コンビーナ:*中本 泰史(東京工業大学)、倉本 圭(北海道大学大学院理学院宇宙理学専攻)、渡邊 誠一郎(名古屋大学大学院環境学研究科地球環境科学専攻)、石黒 正晃(ソウル大学物理天文学科)、荒川 政彦(神戸大学大学院理学研究科)、安部 正真(宇宙航空研究開発機構宇宙科学研究所)、荒井 朋子(千葉工業大学惑星探査研究センター)、佐々木 晶(大阪大学大学院理学研究科宇宙地球科学専攻)

17:15 〜 18:30

[PCG10-P01] Development of near- and mid-infrared imaging spectrometers for the Martian moon’s sample return mission and next generation space projects

*坂野井 健1岩田 隆浩2中村 智樹4笠羽 康正4田口 真5中川 広務4鍵谷 将人1山崎 敦2青木 翔平3佐藤 隆雄2 (1.東北大学大学院理学研究科惑星プラズマ・大気研究センター、2.宇宙航空研究開発機構宇宙科学研究所、3.イタリア国立天文学研究所宇宙惑星研究所、4.東北大学大学院理学研究科、5.立教大学理学部)

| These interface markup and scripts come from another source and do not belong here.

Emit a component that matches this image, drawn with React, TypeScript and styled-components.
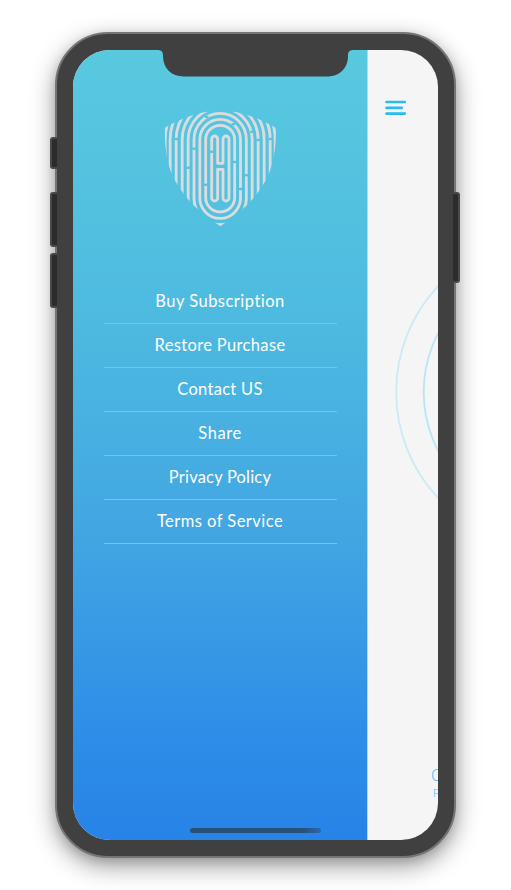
import React from "react";
import styled, { createGlobalStyle } from "styled-components";

const GlobalStyle = createGlobalStyle`
  * { box-sizing: border-box; }
  body { margin: 0; background: #fff; font-family: Lato, "Open Sans", sans-serif; }
`;

const Stage = styled.main`
  width: 511px;
  height: 890px;
  padding: 32px 55px;
  overflow: hidden;
`;

const Phone = styled.div`
  position: relative;
  width: 401px;
  height: 826px;
  padding: 16px;
  border: 2px solid #747676;
  border-radius: 53px;
  background: #404040;
  box-shadow: 0 8px 24px rgba(0, 0, 0, 0.4), 0 3px 10px rgba(0, 0, 0, 0.12);
`;

const SideButton = styled.span<{ $side: "left" | "right"; $top: number; $height: number }>`
  position: absolute;
  z-index: 1;
  ${({ $side }) => $side}: ${({ $side }) => ($side === "left" ? "-7px" : "-6px")};
  top: ${({ $top }) => $top}px;
  width: 7px;
  height: ${({ $height }) => $height}px;
  border: 2px solid #484a4a;
  border-${({ $side }) => ($side === "left" ? "right" : "left")}: 0;
  border-radius: ${({ $side }) => ($side === "left" ? "3px 0 0 3px" : "0 3px 3px 0")};
  background: #2c2c2c;
`;

const Screen = styled.div`
  position: relative;
  display: flex;
  width: 365px;
  height: 790px;
  overflow: hidden;
  border-radius: 37px;
  background: #f5f5f5;
`;

const Notch = styled.svg`
  position: absolute;
  top: 0;
  left: 84px;
  fill: #404040;
`;

const Drawer = styled.aside`
  flex: 0 0 295px;
  display: flex;
  flex-direction: column;
  align-items: center;
  padding-top: 50px;
  border-right: 1px solid #a9dcf0;
  background: linear-gradient(180deg, #59c9df 0%, #4fbde0 29%, #48b1e1 47%, #41a4e3 63%, #2e8de7 87%, #2783e8 100%);
`;

const Logo = styled.svg`
  width: 130px;
  height: 135px;
  flex: none;
`;

const Menu = styled.nav`
  display: flex;
  flex-direction: column;
  width: 233px;
  margin-top: 45px;
`;

const MenuItem = styled.a<{ $spacing: number }>`
  display: flex;
  align-items: center;
  justify-content: center;
  height: 44px;
  padding-bottom: 2px;
  border-bottom: 1px solid #72c5ed;
  color: #fff;
  font-size: 16.5px;
  line-height: 20px;
  letter-spacing: ${({ $spacing }) => $spacing}px;
  white-space: nowrap;
`;

const Content = styled.section`
  position: relative;
  flex: 1;
  display: flex;
  flex-direction: column;
  justify-content: space-between;
  overflow: hidden;
  padding: 50px 0 39px 17px;
`;

const MenuButton = styled.svg`
  width: 22px;
  height: 16px;
`;

const Rings = styled.svg`
  position: absolute;
  top: 186px;
  left: 27px;
  width: 44px;
  height: 312px;
`;

const Status = styled.div`
  display: flex;
  flex-direction: column;
  padding-left: 46px;
  color: #4cc4fa;
  font-family: Roboto, sans-serif;
  font-weight: 300;
`;

const StatusTitle = styled.span`
  font-size: 17px;
  line-height: 17px;
  padding-bottom: 3px;
`;

const StatusNote = styled.span`
  padding-left: 2px;
  font-size: 11px;
  line-height: 14px;
`;

const HomeBar = styled.span`
  position: absolute;
  bottom: 7px;
  left: 117px;
  width: 131px;
  height: 5px;
  border-radius: 3px;
  background: linear-gradient(90deg, #285177 0%, #285177 86%, #2869ae 100%);
`;

const items = [
  { label: "Buy Subscription", spacing: 0.48 },
  { label: "Restore Purchase", spacing: 0.35 },
  { label: "Contact US", spacing: 0.28 },
  { label: "Share", spacing: 0.55 },
  { label: "Privacy Policy", spacing: 0.2 },
  { label: "Terms of Service", spacing: 0.46 },
];

const arches = [96, 114, 132, 150, 165];

const breaks: [number, number][] = [
  [64, 117], [117, 146], [100, 203], [170, 155], [152, 254], [239, 186],
  [257, 267], [274, 226], [310, 120], [291, 95], [346, 117], [235, 73], [155, 51],
];

function FingerprintShield() {
  return (
    <Logo viewBox="0 0 390 405" aria-hidden="true">
      <defs>
        <clipPath id="shield">
          <path d="M29 84C65 62 110 44 150 36L196 33 242 36C282 44 327 62 363 84C363 150 354 208 328 248C292 308 265 325 235 351L196 379 157 351C127 325 100 308 64 248C38 208 29 150 29 84Z" />
        </clipPath>
        <mask id="breaks" maskUnits="userSpaceOnUse" x="0" y="0" width="390" height="405">
          <rect width="390" height="405" fill="#fff" />
          {breaks.map(([x, y]) => (
            <ellipse key={`${x}-${y}`} cx={x} cy={y} rx="6" ry="3.8" fill="#000" />
          ))}
        </mask>
      </defs>
      <g clipPath="url(#shield)" mask="url(#breaks)" fill="none" stroke="#dcdcdf" strokeWidth="8.5" strokeLinejoin="round">
        <rect x="152" y="76" width="87" height="260" rx="43.5" />
        <rect x="134.5" y="58" width="122" height="297" rx="61" />
        <rect x="117" y="40" width="157" height="334" rx="78.5" />
        {arches.map((r) => (
          <path key={r} d={`M${195.5 - r} 340V119A${r} ${r} 0 0 1 ${195.5 + r} 119V340`} />
        ))}
        <path d="M170 190V117a9 9 0 0 1 18 0V190H204V117a9 9 0 0 1 18 0V294a9 9 0 0 1-18 0V208H188V294a9 9 0 0 1-18 0V190" />
      </g>
    </Logo>
  );
}

export default function App() {
  return (
    <>
      <GlobalStyle />
      <Stage>
        <Phone>
          <SideButton $side="left" $top={103} $height={32} />
          <SideButton $side="left" $top={158} $height={55} />
          <SideButton $side="left" $top={219} $height={55} />
          <SideButton $side="right" $top={158} $height={91} />
          <Screen>
            <Drawer>
              <FingerprintShield />
              <Menu>
                {items.map(({ label, spacing }) => (
                  <MenuItem key={label} $spacing={spacing}>{label}</MenuItem>
                ))}
              </Menu>
            </Drawer>
            <Content>
              <Rings viewBox="0 0 44 312" fill="none" stroke="#4ccbf2" strokeWidth="1.8">
                <circle cx="156.2" cy="156" r="155" opacity="0.25" />
                <circle cx="155.7" cy="156" r="127" opacity="0.36" />
              </Rings>
              <MenuButton viewBox="0 0 22 16" stroke="#29bbf3" strokeWidth="2.7" strokeLinecap="round">
                <path d="M1.5 2H19.8M1.5 7.8H16.8M1.5 13.6H19.8" />
              </MenuButton>
              <Status>
                <StatusTitle>C</StatusTitle>
                <StatusNote>F</StatusNote>
              </Status>
            </Content>
            <Notch width="197" height="27" viewBox="0 0 197 27">
              <path d="M0 0C5 0 6 2 6 6C6 18 14 26.500 27 26.500H170C183 26.500 191 18 191 6C191 2 192 0 197 0Z" />
            </Notch>
            <HomeBar />
          </Screen>
        </Phone>
      </Stage>
    </>
  );
}
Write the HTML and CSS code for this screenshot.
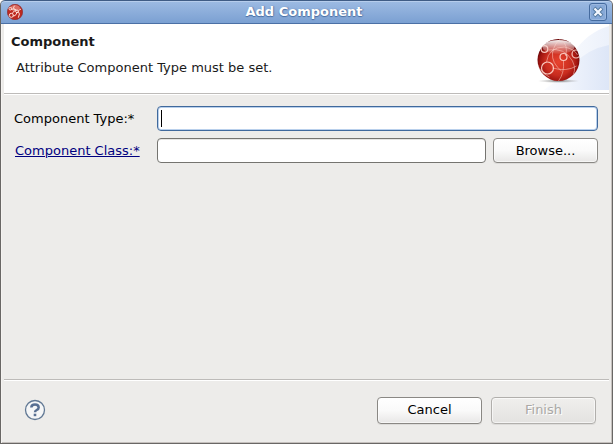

キーワード:Mars, MMX, near-infrared spectrometer

We report the current design of near-infrared spectrometer for the MMX (Mars Moon eXploration) mission, and also discuss near- and mid-infrared spectroscopy for next generation space projects with advanced imaging technology. MMX spacecraft is scheduled to be launched in the early 2020s, orbits Phobos and Deimos, and returns samples from Phobos back to Earth in the late 2020s. Near-infrared spectroscopy is useful to understand the material distribution on Martian moons (e.g., hydroxide minerals at 2.7 – 2.8 um, hydrated minerals at 3.0 – 3.2 um, and organics at 3.4 – 3.4 um) and dynamics in Martian atmosphere (e.g. H2O at 2.5 – 2.65 um, and pressure with CO2 absorption at 1.2 – 2.2 um). We proposed a near-infrared spectrometer NIRS4 for the MMX mission to carry out the near-infrared spectroscopic measurement of the Martian moons Phobos and Deimos and Martian atmosphere. NIRS4 is based on the NIRS3 on the Hayabusa-2 spacecraft, which has a fast optics (F-number 1.4) with a long slit corresponds to a wide field-of-view (FOV) of 14.6 x 0.03 deg. NIRS4 covers the target area of 26 km length with 100 m spatial resolution looking from 100 km altitude. It also achieves 20 m and 1 m spatial resolution, respectively, from altitudes of 20 km and 1km. A grism is put in the collimating optics, and its wavelength resolution is ~ 1.5 to 3 nm (R~650 to 1000). A 2D HgCdTe array (640 x 512 pixel, pixel size 15 x 15 microns, sensitivity range 1 – 3.8 microns) is used as a detector. The detector and optical system are cooled down below 90 K and 190 K with a Stirling cooler to reduce thermal noise. As an order sorter of dispersion light, we put 1– 1.9 um (1st order) filter on a half part of the slit, and 1.9 – 3.8 um (2nd order) filter on the other half of the slit. In this way, a half FOV (7.3 x 0.03 deg) with wavelength range of 1 – 1.9 um is focused on a half side of 2D detector (640 x 256 pixel area), and the other half FOV with wavelength of 1.9 – 3.8 um is focused on the other half of the detector. The calibration lamp is used to determine the absolute wavelength. An optical chopping system which periodically interrupts an incident light to determine the background level precisely and to gain the signal-to-noise ratio.